When we first moved to the Midwest, time in the state of Indiana was, um, different. Some parts of the year it was the same time in Indianapolis as in Cincinnati. Other times it wasn’t. This is because Indiana didn’t observe DST. Which made it hard to figure out what time to get to the airport if you decided to fly from there. They fixed this in 2006 so Hoosier time is now much more consistent with the rest of the universe.
Penguins do not worry about things like Daylight Savings Time because they don’t have any daylight to save when it’s winter and no reason to save it in the summer when they have daylight 24/7. Mostly they worry about lunch, not being lunch, and staying warm. The research stations in Antarctica observe DST anyway so that they are synchronized with their supply stations.

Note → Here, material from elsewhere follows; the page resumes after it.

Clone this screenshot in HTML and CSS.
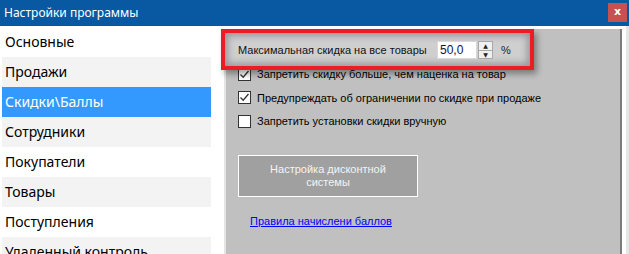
FILE: index.html
```html
<!DOCTYPE html>
<html lang="ru">
  <head>
    <meta charset="UTF-8" />
    <meta name="viewport" content="width=device-width, initial-scale=1.0" />
    <title>Настройки программы</title>
    <link rel="stylesheet" href="styles.css">
  </head>
  <body>
    <div class="window">
      <div class="titlebar">
        <span class="title">Настройки программы</span>
        <span class="close">x</span>
      </div>

      <div class="main">
        <ul class="sidebar">
          <li class="item">Основные</li>
          <li class="item alt">Продажи</li>
          <li class="item active">Скидки\Баллы</li>
          <li class="item alt">Сотрудники</li>
          <li class="item">Покупатели</li>
          <li class="item alt">Товары</li>
          <li class="item">Поступления</li>
          <li class="item alt">Удаленный контроль</li>
        </ul>

        <div class="panel">
          <div class="highlight">
            <span class="field-label">Максимальная скидка на все товары</span>
            <span class="spin">
              <span class="spin-value">50,0</span>
              <span class="spin-buttons">
                <span class="spin-btn">&#9650;</span>
                <span class="spin-btn">&#9660;</span>
              </span>
            </span>
            <span class="unit">%</span>
          </div>

          <div class="checks">
            <label class="check-row">
              <span class="checkbox">
                <svg width="11" height="11" viewBox="0 0 11 11"><polyline points="1.5,5.5 4.2,8.2 9.5,2" fill="none" stroke="#333" stroke-width="1.3"/></svg>
              </span>
              Запретить скидку больше, чем наценка на товар
            </label>
            <label class="check-row">
              <span class="checkbox">
                <svg width="11" height="11" viewBox="0 0 11 11"><polyline points="1.5,5.5 4.2,8.2 9.5,2" fill="none" stroke="#333" stroke-width="1.3"/></svg>
              </span>
              Предупреждать об ограничении по скидке при продаже
            </label>
            <label class="check-row">
              <span class="checkbox"></span>
              Запретить установки скидки вручную
            </label>
          </div>

          <button class="discount-btn" type="button">Настройка дисконтной<br>системы</button>

          <a class="rules-link" href="#">Правила начислени баллов</a>
        </div>
      </div>
    </div>
  </body>
</html>
```

FILE: styles.css
```css
html, body {
  margin: 0;
  padding: 0;
  background: #ffffff;
  overflow: hidden;
}

.window {
  width: 629px;
  height: 254px;
  overflow: hidden;
}

.titlebar {
  height: 26px;
  background-color: #0859a2;
  display: flex;
  align-items: flex-start;
  justify-content: space-between;
  padding: 0 2px 0 4px;
}

.title {
  color: #ffffff;
  font-family: "Noto Sans", sans-serif;
  font-size: 12px;
  line-height: 26px;
}

.close {
  margin-top: 3px;
  width: 19px;
  height: 19px;
  background-color: #c75050;
  color: #ffffff;
  font-family: "DejaVu Sans", sans-serif;
  font-weight: bold;
  font-size: 11px;
  line-height: 17px;
  text-align: center;
}

.main {
  display: flex;
  height: 228px;
}

.sidebar {
  list-style: none;
  margin: 0;
  padding: 1px 0 0 2px;
  width: 209px;
}

.item {
  height: 30px;
  line-height: 30px;
  padding-left: 3px;
  font-family: "Noto Sans", sans-serif;
  font-size: 14px;
  color: #000000;
  white-space: nowrap;
  overflow: hidden;
}

.item.alt {
  background-color: #f3f3f3;
}

.item.active {
  background-color: #3399ff;
  color: #ffffff;
}

.panel {
  margin: 3px 0 0 13px;
  width: 382px;
  padding-left: 12px;
  background-color: #c0c0c0;
  border-left: 2px solid #e4e4e4;
  border-right: 2px solid #7b7b7b;
  font-family: "Liberation Sans", Arial, sans-serif;
  font-size: 11px;
  color: #000000;
}

.main::after {
  content: "";
  width: 4px;
  background: #ffffff;
  border-right: 3px solid #e6e6e6;
}

.highlight {
  position: relative;
  z-index: 1;
  margin-left: -17px;
  width: 292px;
  height: 33px;
  padding-left: 13px;
  border: 4px solid #ec1c24;
  display: flex;
  align-items: center;
  background-color: #cfcfcf;
  box-shadow: inset 0 0 7px 3px #989898, 3px 4px 6px rgba(0, 0, 0, 0.35);
}

.field-label {
  width: 199px;
  white-space: nowrap;
  color: #111111;
}

.spin {
  display: flex;
  height: 18px;
}

.spin-value {
  width: 36px;
  height: 16px;
  background: #ffffff;
  border: 1px solid #d8d8d8;
  padding-left: 2px;
  line-height: 16px;
  font-size: 12px;
  color: #10104a;
  box-sizing: content-box;
}

.spin-buttons {
  display: flex;
  flex-direction: column;
  width: 15px;
  margin-left: 1px;
  background: #f0f0f0;
  border: 1px solid #a8a8a8;
  box-sizing: border-box;
}

.spin-btn {
  height: 8px;
  font-size: 6px;
  line-height: 8px;
  text-align: center;
  color: #222222;
  font-family: "DejaVu Sans", sans-serif;
}

.spin-btn + .spin-btn {
  border-top: 1px solid #a8a8a8;
}

.unit {
  margin-left: 8px;
  color: #222222;
}

.checks {
  margin-top: -2.5px;
  display: flex;
  flex-direction: column;
  gap: 10.5px;
}

.check-row {
  display: flex;
  align-items: center;
  height: 13px;
  white-space: nowrap;
}

.checkbox {
  width: 11px;
  height: 11px;
  background: #ffffff;
  border: 1px solid #333333;
  margin-right: 6px;
  display: flex;
}

.discount-btn {
  display: block;
  margin-top: 27.5px;
  width: 180px;
  height: 42px;
  background-color: #a0a0a0;
  border: 1px solid #ffffff;
  color: #f4f4f4;
  font-family: "Liberation Sans", Arial, sans-serif;
  font-size: 11px;
  line-height: 13px;
  padding: 0;
}

.rules-link {
  display: inline-block;
  margin: 17px 0 0 12px;
  color: #0000ff;
  text-decoration: underline;
  line-height: 14px;
}
```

This might be my favorite: In September 1999, the West Bank was on DST and Israel had just switched back to standard time. A group of terrorists on the West Bank set time bombs and smuggled them to three comrades in Israel. No one said the comrades were geniuses. The bombs went off as planned, but the comrades didn’t understand the “as planned” time, and boom! went the terrorists as the bombs exploded an hour earlier than they expected.
In a set of “what are you gonna do?” unintended consequences, Daylight Saving Time impacts trains. Trains are not allowed to leave the station before their scheduled departure time. So in the fall, all Amtrak trains that are running on time stop dead still at 2am and wait an hour (this is called efficiency). In the spring, all trains instantly become an hour behind at 2am (or sometimes an hour further behind). In this case, the engineer shrugs and keeps going. This is also called efficiency.
Daylight Saving Time can mess up important things, too. For example (this has really happened), if twins are born under the right circumstances, their birth order will be reversed. If Twin 1 is born in the fall at 1:58am and the sibling is born a few minutes later (oops, change the clock, fall back) it is earlier (perhaps 1:10am) when Twin 2 is born. Absolutely no one cares about this except A) the twins who will have their entire lives to argue about which one is older and B) inheritance lawyers in the middle ages when so much of inheritance was based on birth order.
Hope you have an easy time adjusting to the hour.